● Stated goal
Extract each line of the material that follows exactly and omit its pictures.

● Data lines
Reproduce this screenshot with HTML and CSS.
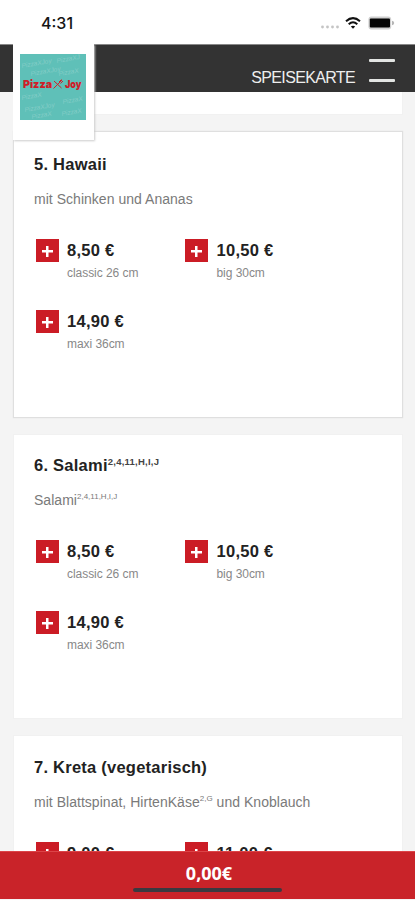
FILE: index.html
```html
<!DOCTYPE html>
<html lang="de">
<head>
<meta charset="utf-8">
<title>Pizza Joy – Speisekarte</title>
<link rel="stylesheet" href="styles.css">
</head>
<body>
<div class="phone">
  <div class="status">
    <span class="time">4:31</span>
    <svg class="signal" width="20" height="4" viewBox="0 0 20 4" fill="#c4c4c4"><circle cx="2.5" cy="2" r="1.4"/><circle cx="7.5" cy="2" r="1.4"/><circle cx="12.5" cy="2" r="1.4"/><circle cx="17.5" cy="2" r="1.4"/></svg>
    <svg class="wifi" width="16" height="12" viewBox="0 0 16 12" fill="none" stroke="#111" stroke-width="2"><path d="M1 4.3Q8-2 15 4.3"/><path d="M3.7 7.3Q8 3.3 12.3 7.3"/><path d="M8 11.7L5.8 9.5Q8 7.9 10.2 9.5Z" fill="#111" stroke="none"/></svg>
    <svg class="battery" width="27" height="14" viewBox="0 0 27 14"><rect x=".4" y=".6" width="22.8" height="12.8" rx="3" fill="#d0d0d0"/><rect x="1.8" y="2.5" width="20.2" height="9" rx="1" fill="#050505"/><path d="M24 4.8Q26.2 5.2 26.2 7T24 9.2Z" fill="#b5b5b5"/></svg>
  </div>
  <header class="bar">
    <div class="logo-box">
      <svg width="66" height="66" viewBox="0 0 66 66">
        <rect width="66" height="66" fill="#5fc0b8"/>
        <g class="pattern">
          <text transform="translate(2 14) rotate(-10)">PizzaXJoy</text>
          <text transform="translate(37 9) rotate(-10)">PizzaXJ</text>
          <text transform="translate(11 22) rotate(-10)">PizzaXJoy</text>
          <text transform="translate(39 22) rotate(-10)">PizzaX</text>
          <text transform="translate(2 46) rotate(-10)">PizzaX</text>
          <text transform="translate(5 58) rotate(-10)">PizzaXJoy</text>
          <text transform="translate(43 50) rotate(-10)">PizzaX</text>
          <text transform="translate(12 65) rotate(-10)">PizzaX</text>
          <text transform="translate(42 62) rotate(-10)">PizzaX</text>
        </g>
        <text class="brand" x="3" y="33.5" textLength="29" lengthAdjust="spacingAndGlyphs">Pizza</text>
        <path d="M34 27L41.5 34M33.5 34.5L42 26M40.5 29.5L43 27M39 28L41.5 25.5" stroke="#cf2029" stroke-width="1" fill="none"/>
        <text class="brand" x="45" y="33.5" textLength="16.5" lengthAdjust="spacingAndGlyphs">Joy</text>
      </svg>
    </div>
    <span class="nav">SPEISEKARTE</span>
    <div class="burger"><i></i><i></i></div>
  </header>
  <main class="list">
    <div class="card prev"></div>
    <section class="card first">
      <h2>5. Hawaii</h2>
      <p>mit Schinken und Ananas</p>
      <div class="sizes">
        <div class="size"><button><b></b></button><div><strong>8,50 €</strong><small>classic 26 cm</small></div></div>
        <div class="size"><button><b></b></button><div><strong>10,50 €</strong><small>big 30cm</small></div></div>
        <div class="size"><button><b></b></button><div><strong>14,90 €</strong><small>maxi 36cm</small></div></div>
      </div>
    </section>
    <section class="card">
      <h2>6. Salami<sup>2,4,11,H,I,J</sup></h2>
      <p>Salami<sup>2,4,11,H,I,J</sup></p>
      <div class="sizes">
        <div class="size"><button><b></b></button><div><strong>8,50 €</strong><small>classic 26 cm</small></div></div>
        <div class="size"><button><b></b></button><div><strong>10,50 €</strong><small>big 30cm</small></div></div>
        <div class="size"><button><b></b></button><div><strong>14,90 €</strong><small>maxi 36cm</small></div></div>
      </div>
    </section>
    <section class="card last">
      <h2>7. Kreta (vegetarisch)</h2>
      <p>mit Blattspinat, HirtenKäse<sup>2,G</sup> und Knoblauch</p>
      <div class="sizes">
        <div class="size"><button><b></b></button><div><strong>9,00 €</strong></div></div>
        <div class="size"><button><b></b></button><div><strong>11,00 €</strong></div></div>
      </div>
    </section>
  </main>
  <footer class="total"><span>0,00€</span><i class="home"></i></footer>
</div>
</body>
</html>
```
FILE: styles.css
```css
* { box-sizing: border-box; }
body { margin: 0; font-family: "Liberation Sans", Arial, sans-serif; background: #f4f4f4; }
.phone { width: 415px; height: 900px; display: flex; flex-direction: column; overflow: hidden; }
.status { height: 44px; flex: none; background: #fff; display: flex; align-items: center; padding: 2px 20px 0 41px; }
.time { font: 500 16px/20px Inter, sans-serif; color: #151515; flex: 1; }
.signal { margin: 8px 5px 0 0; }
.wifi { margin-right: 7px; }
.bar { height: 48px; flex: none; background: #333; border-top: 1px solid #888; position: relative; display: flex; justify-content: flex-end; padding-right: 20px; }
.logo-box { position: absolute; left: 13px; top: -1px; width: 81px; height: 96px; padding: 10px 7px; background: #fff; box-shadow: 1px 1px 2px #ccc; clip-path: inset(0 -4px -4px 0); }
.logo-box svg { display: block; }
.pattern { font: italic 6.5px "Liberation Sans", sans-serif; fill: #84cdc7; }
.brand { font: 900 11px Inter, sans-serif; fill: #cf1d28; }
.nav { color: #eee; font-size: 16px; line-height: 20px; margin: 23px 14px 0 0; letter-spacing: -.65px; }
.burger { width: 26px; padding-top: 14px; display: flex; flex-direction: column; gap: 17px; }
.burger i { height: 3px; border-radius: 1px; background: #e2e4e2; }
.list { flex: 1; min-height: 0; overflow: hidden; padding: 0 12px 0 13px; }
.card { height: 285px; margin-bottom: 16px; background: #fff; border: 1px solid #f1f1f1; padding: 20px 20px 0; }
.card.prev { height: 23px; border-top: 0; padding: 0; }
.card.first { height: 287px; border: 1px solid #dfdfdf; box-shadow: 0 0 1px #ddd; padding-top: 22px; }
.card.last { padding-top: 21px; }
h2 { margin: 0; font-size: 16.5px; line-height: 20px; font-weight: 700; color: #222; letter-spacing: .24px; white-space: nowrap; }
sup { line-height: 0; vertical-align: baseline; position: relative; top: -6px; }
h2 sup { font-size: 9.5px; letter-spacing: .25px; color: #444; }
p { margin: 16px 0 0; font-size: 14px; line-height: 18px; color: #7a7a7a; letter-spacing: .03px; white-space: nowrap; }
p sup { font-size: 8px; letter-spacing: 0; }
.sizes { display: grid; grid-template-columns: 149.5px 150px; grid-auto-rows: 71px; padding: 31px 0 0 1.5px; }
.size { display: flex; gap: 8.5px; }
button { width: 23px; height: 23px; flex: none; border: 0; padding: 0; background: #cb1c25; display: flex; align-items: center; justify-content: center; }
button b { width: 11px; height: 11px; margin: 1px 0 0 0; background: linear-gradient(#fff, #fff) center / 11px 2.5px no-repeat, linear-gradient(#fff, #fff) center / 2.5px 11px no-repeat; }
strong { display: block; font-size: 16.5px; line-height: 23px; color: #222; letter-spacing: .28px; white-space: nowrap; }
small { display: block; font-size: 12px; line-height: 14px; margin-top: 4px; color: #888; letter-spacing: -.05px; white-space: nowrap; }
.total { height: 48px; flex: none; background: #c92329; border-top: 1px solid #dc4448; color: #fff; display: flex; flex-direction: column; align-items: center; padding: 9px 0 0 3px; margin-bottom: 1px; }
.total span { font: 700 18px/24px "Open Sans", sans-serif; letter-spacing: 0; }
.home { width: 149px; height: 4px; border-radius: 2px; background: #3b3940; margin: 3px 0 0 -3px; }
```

● Response to this task
Reproduce this screenshot with HTML and CSS.
FILE: index.html
```html
<!DOCTYPE html>
<html lang="de">
<head>
<meta charset="utf-8">
<title>Pizza Joy – Speisekarte</title>
<link rel="stylesheet" href="styles.css">
</head>
<body>
<div class="phone">
  <div class="status">
    <span class="time">4:31</span>
    <svg class="signal" width="20" height="4" viewBox="0 0 20 4" fill="#c4c4c4"><circle cx="2.5" cy="2" r="1.4"/><circle cx="7.5" cy="2" r="1.4"/><circle cx="12.5" cy="2" r="1.4"/><circle cx="17.5" cy="2" r="1.4"/></svg>
    <svg class="wifi" width="16" height="12" viewBox="0 0 16 12" fill="none" stroke="#111" stroke-width="2"><path d="M1 4.3Q8-2 15 4.3"/><path d="M3.7 7.3Q8 3.3 12.3 7.3"/><path d="M8 11.7L5.8 9.5Q8 7.9 10.2 9.5Z" fill="#111" stroke="none"/></svg>
    <svg class="battery" width="27" height="14" viewBox="0 0 27 14"><rect x=".4" y=".6" width="22.8" height="12.8" rx="3" fill="#d0d0d0"/><rect x="1.8" y="2.5" width="20.2" height="9" rx="1" fill="#050505"/><path d="M24 4.8Q26.2 5.2 26.2 7T24 9.2Z" fill="#b5b5b5"/></svg>
  </div>
  <header class="bar">
    <div class="logo-box">
      <svg width="66" height="66" viewBox="0 0 66 66">
        <rect width="66" height="66" fill="#5fc0b8"/>
        <g class="pattern">
          <text transform="translate(2 14) rotate(-10)">PizzaXJoy</text>
          <text transform="translate(37 9) rotate(-10)">PizzaXJ</text>
          <text transform="translate(11 22) rotate(-10)">PizzaXJoy</text>
          <text transform="translate(39 22) rotate(-10)">PizzaX</text>
          <text transform="translate(2 46) rotate(-10)">PizzaX</text>
          <text transform="translate(5 58) rotate(-10)">PizzaXJoy</text>
          <text transform="translate(43 50) rotate(-10)">PizzaX</text>
          <text transform="translate(12 65) rotate(-10)">PizzaX</text>
          <text transform="translate(42 62) rotate(-10)">PizzaX</text>
        </g>
        <text class="brand" x="3" y="33.5" textLength="29" lengthAdjust="spacingAndGlyphs">Pizza</text>
        <path d="M34 27L41.5 34M33.5 34.5L42 26M40.5 29.5L43 27M39 28L41.5 25.5" stroke="#cf2029" stroke-width="1" fill="none"/>
        <text class="brand" x="45" y="33.5" textLength="16.5" lengthAdjust="spacingAndGlyphs">Joy</text>
      </svg>
    </div>
    <span class="nav">SPEISEKARTE</span>
    <div class="burger"><i></i><i></i></div>
  </header>
  <main class="list">
    <div class="card prev"></div>
    <section class="card first">
      <h2>5. Hawaii</h2>
      <p>mit Schinken und Ananas</p>
      <div class="sizes">
        <div class="size"><button><b></b></button><div><strong>8,50 €</strong><small>classic 26 cm</small></div></div>
        <div class="size"><button><b></b></button><div><strong>10,50 €</strong><small>big 30cm</small></div></div>
        <div class="size"><button><b></b></button><div><strong>14,90 €</strong><small>maxi 36cm</small></div></div>
      </div>
    </section>
    <section class="card">
      <h2>6. Salami<sup>2,4,11,H,I,J</sup></h2>
      <p>Salami<sup>2,4,11,H,I,J</sup></p>
      <div class="sizes">
        <div class="size"><button><b></b></button><div><strong>8,50 €</strong><small>classic 26 cm</small></div></div>
        <div class="size"><button><b></b></button><div><strong>10,50 €</strong><small>big 30cm</small></div></div>
        <div class="size"><button><b></b></button><div><strong>14,90 €</strong><small>maxi 36cm</small></div></div>
      </div>
    </section>
    <section class="card last">
      <h2>7. Kreta (vegetarisch)</h2>
      <p>mit Blattspinat, HirtenKäse<sup>2,G</sup> und Knoblauch</p>
      <div class="sizes">
        <div class="size"><button><b></b></button><div><strong>9,00 €</strong></div></div>
        <div class="size"><button><b></b></button><div><strong>11,00 €</strong></div></div>
      </div>
    </section>
  </main>
  <footer class="total"><span>0,00€</span><i class="home"></i></footer>
</div>
</body>
</html>
```
FILE: styles.css
```css
* { box-sizing: border-box; }
body { margin: 0; font-family: "Liberation Sans", Arial, sans-serif; background: #f4f4f4; }
.phone { width: 415px; height: 900px; display: flex; flex-direction: column; overflow: hidden; }
.status { height: 44px; flex: none; background: #fff; display: flex; align-items: center; padding: 2px 20px 0 41px; }
.time { font: 500 16px/20px Inter, sans-serif; color: #151515; flex: 1; }
.signal { margin: 8px 5px 0 0; }
.wifi { margin-right: 7px; }
.bar { height: 48px; flex: none; background: #333; border-top: 1px solid #888; position: relative; display: flex; justify-content: flex-end; padding-right: 20px; }
.logo-box { position: absolute; left: 13px; top: -1px; width: 81px; height: 96px; padding: 10px 7px; background: #fff; box-shadow: 1px 1px 2px #ccc; clip-path: inset(0 -4px -4px 0); }
.logo-box svg { display: block; }
.pattern { font: italic 6.5px "Liberation Sans", sans-serif; fill: #84cdc7; }
.brand { font: 900 11px Inter, sans-serif; fill: #cf1d28; }
.nav { color: #eee; font-size: 16px; line-height: 20px; margin: 23px 14px 0 0; letter-spacing: -.65px; }
.burger { width: 26px; padding-top: 14px; display: flex; flex-direction: column; gap: 17px; }
.burger i { height: 3px; border-radius: 1px; background: #e2e4e2; }
.list { flex: 1; min-height: 0; overflow: hidden; padding: 0 12px 0 13px; }
.card { height: 285px; margin-bottom: 16px; background: #fff; border: 1px solid #f1f1f1; padding: 20px 20px 0; }
.card.prev { height: 23px; border-top: 0; padding: 0; }
.card.first { height: 287px; border: 1px solid #dfdfdf; box-shadow: 0 0 1px #ddd; padding-top: 22px; }
.card.last { padding-top: 21px; }
h2 { margin: 0; font-size: 16.5px; line-height: 20px; font-weight: 700; color: #222; letter-spacing: .24px; white-space: nowrap; }
sup { line-height: 0; vertical-align: baseline; position: relative; top: -6px; }
h2 sup { font-size: 9.5px; letter-spacing: .25px; color: #444; }
p { margin: 16px 0 0; font-size: 14px; line-height: 18px; color: #7a7a7a; letter-spacing: .03px; white-space: nowrap; }
p sup { font-size: 8px; letter-spacing: 0; }
.sizes { display: grid; grid-template-columns: 149.5px 150px; grid-auto-rows: 71px; padding: 31px 0 0 1.5px; }
.size { display: flex; gap: 8.5px; }
button { width: 23px; height: 23px; flex: none; border: 0; padding: 0; background: #cb1c25; display: flex; align-items: center; justify-content: center; }
button b { width: 11px; height: 11px; margin: 1px 0 0 0; background: linear-gradient(#fff, #fff) center / 11px 2.5px no-repeat, linear-gradient(#fff, #fff) center / 2.5px 11px no-repeat; }
strong { display: block; font-size: 16.5px; line-height: 23px; color: #222; letter-spacing: .28px; white-space: nowrap; }
small { display: block; font-size: 12px; line-height: 14px; margin-top: 4px; color: #888; letter-spacing: -.05px; white-space: nowrap; }
.total { height: 48px; flex: none; background: #c92329; border-top: 1px solid #dc4448; color: #fff; display: flex; flex-direction: column; align-items: center; padding: 9px 0 0 3px; margin-bottom: 1px; }
.total span { font: 700 18px/24px "Open Sans", sans-serif; letter-spacing: 0; }
.home { width: 149px; height: 4px; border-radius: 2px; background: #3b3940; margin: 3px 0 0 -3px; }
```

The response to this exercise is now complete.